__Your goal__:
Pictures aside, quote the whole listing exactly.

__Provided data__:
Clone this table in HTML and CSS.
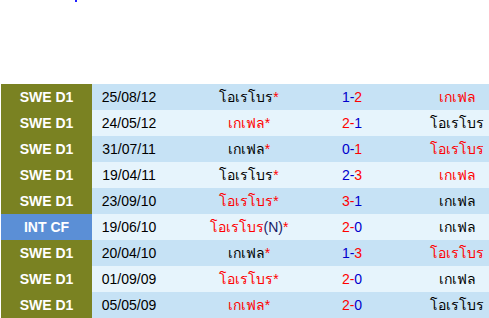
FILE: index.html
```html
<!DOCTYPE html>
<html lang="th">
<head>
<meta charset="utf-8">
<link rel="stylesheet" href="styles.css">
</head>
<body>
<div class="top"><span class="dot"></span></div>
<div class="wrap">
<table class="results">
<tr class="dark"><td class="lg">SWE D1</td><td class="dt">25/08/12</td><td class="home">โอเรโบร<span class="st">*</span></td><td class="sc"><span class="b">1-</span><span class="r">2</span></td><td class="away r">เกเฟล</td></tr>
<tr class="light"><td class="lg">SWE D1</td><td class="dt">24/05/12</td><td class="home r">เกเฟล<span class="st">*</span></td><td class="sc"><span class="r">2-</span><span class="b">1</span></td><td class="away">โอเรโบร</td></tr>
<tr class="dark"><td class="lg">SWE D1</td><td class="dt">31/07/11</td><td class="home">เกเฟล<span class="st">*</span></td><td class="sc"><span class="b">0-</span><span class="r">1</span></td><td class="away r">โอเรโบร</td></tr>
<tr class="light"><td class="lg">SWE D1</td><td class="dt">19/04/11</td><td class="home">โอเรโบร<span class="st">*</span></td><td class="sc"><span class="b">2-</span><span class="r">3</span></td><td class="away r">เกเฟล</td></tr>
<tr class="dark"><td class="lg">SWE D1</td><td class="dt">23/09/10</td><td class="home r">โอเรโบร<span class="st">*</span></td><td class="sc"><span class="r">3-</span><span class="b">1</span></td><td class="away">เกเฟล</td></tr>
<tr class="light"><td class="lg int">INT CF</td><td class="dt">19/06/10</td><td class="home r">โอเรโบร<span class="n">(N)</span><span class="st">*</span></td><td class="sc"><span class="r">2-</span><span class="b">0</span></td><td class="away">เกเฟล</td></tr>
<tr class="dark"><td class="lg">SWE D1</td><td class="dt">20/04/10</td><td class="home">เกเฟล<span class="st">*</span></td><td class="sc"><span class="b">1-</span><span class="r">3</span></td><td class="away r">โอเรโบร</td></tr>
<tr class="light"><td class="lg">SWE D1</td><td class="dt">01/09/09</td><td class="home r">โอเรโบร<span class="st">*</span></td><td class="sc"><span class="r">2-</span><span class="b">0</span></td><td class="away">เกเฟล</td></tr>
<tr class="dark"><td class="lg">SWE D1</td><td class="dt">05/05/09</td><td class="home r">เกเฟล<span class="st">*</span></td><td class="sc"><span class="r">2-</span><span class="b">0</span></td><td class="away">โอเรโบร</td></tr>
</table>
</div>
</body>
</html>
```
FILE: styles.css
```css
html, body {
  margin: 0;
  padding: 0;
  background: #ffffff;
  overflow: hidden;
}
body {
  font-family: "Liberation Sans", Arial, "Noto Sans", sans-serif;
  font-size: 14px;
  color: #000;
}
.top {
  height: 84px;
  padding-left: 75px;
}
.dot {
  display: block;
  width: 2px;
  height: 2px;
  background: #2020ff;
}
.wrap {
  padding-left: 1px;
}
.results {
  border-collapse: collapse;
  border-spacing: 0;
  table-layout: fixed;
  width: 488px;
}
.results td {
  height: 26px;
  padding: 0;
  text-align: center;
  vertical-align: middle;
  white-space: nowrap;
}
.dark td { background: #c6e2f5; }
.light td { background: #e6f4fc; }
.results td.lg {
  width: 91px;
  background: #7a8222;
  color: #ffffff;
  font-weight: bold;
}
.results td.int { background: #5b8fd6; }
.dt { width: 74px; }
.home { width: 166px; }
.sc { width: 40px; }
.results td.away {
  width: 64px;
  padding-left: 53px;
}
.r { color: #ff0000; }
.b { color: #0000cc; }
.st { color: #ff0000; }
.n { color: #1a1a66; }
```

__Solution to the problem__:
Clone this table in HTML and CSS.
FILE: index.html
```html
<!DOCTYPE html>
<html lang="th">
<head>
<meta charset="utf-8">
<link rel="stylesheet" href="styles.css">
</head>
<body>
<div class="top"><span class="dot"></span></div>
<div class="wrap">
<table class="results">
<tr class="dark"><td class="lg">SWE D1</td><td class="dt">25/08/12</td><td class="home">โอเรโบร<span class="st">*</span></td><td class="sc"><span class="b">1-</span><span class="r">2</span></td><td class="away r">เกเฟล</td></tr>
<tr class="light"><td class="lg">SWE D1</td><td class="dt">24/05/12</td><td class="home r">เกเฟล<span class="st">*</span></td><td class="sc"><span class="r">2-</span><span class="b">1</span></td><td class="away">โอเรโบร</td></tr>
<tr class="dark"><td class="lg">SWE D1</td><td class="dt">31/07/11</td><td class="home">เกเฟล<span class="st">*</span></td><td class="sc"><span class="b">0-</span><span class="r">1</span></td><td class="away r">โอเรโบร</td></tr>
<tr class="light"><td class="lg">SWE D1</td><td class="dt">19/04/11</td><td class="home">โอเรโบร<span class="st">*</span></td><td class="sc"><span class="b">2-</span><span class="r">3</span></td><td class="away r">เกเฟล</td></tr>
<tr class="dark"><td class="lg">SWE D1</td><td class="dt">23/09/10</td><td class="home r">โอเรโบร<span class="st">*</span></td><td class="sc"><span class="r">3-</span><span class="b">1</span></td><td class="away">เกเฟล</td></tr>
<tr class="light"><td class="lg int">INT CF</td><td class="dt">19/06/10</td><td class="home r">โอเรโบร<span class="n">(N)</span><span class="st">*</span></td><td class="sc"><span class="r">2-</span><span class="b">0</span></td><td class="away">เกเฟล</td></tr>
<tr class="dark"><td class="lg">SWE D1</td><td class="dt">20/04/10</td><td class="home">เกเฟล<span class="st">*</span></td><td class="sc"><span class="b">1-</span><span class="r">3</span></td><td class="away r">โอเรโบร</td></tr>
<tr class="light"><td class="lg">SWE D1</td><td class="dt">01/09/09</td><td class="home r">โอเรโบร<span class="st">*</span></td><td class="sc"><span class="r">2-</span><span class="b">0</span></td><td class="away">เกเฟล</td></tr>
<tr class="dark"><td class="lg">SWE D1</td><td class="dt">05/05/09</td><td class="home r">เกเฟล<span class="st">*</span></td><td class="sc"><span class="r">2-</span><span class="b">0</span></td><td class="away">โอเรโบร</td></tr>
</table>
</div>
</body>
</html>
```
FILE: styles.css
```css
html, body {
  margin: 0;
  padding: 0;
  background: #ffffff;
  overflow: hidden;
}
body {
  font-family: "Liberation Sans", Arial, "Noto Sans", sans-serif;
  font-size: 14px;
  color: #000;
}
.top {
  height: 84px;
  padding-left: 75px;
}
.dot {
  display: block;
  width: 2px;
  height: 2px;
  background: #2020ff;
}
.wrap {
  padding-left: 1px;
}
.results {
  border-collapse: collapse;
  border-spacing: 0;
  table-layout: fixed;
  width: 488px;
}
.results td {
  height: 26px;
  padding: 0;
  text-align: center;
  vertical-align: middle;
  white-space: nowrap;
}
.dark td { background: #c6e2f5; }
.light td { background: #e6f4fc; }
.results td.lg {
  width: 91px;
  background: #7a8222;
  color: #ffffff;
  font-weight: bold;
}
.results td.int { background: #5b8fd6; }
.dt { width: 74px; }
.home { width: 166px; }
.sc { width: 40px; }
.results td.away {
  width: 64px;
  padding-left: 53px;
}
.r { color: #ff0000; }
.b { color: #0000cc; }
.st { color: #ff0000; }
.n { color: #1a1a66; }
```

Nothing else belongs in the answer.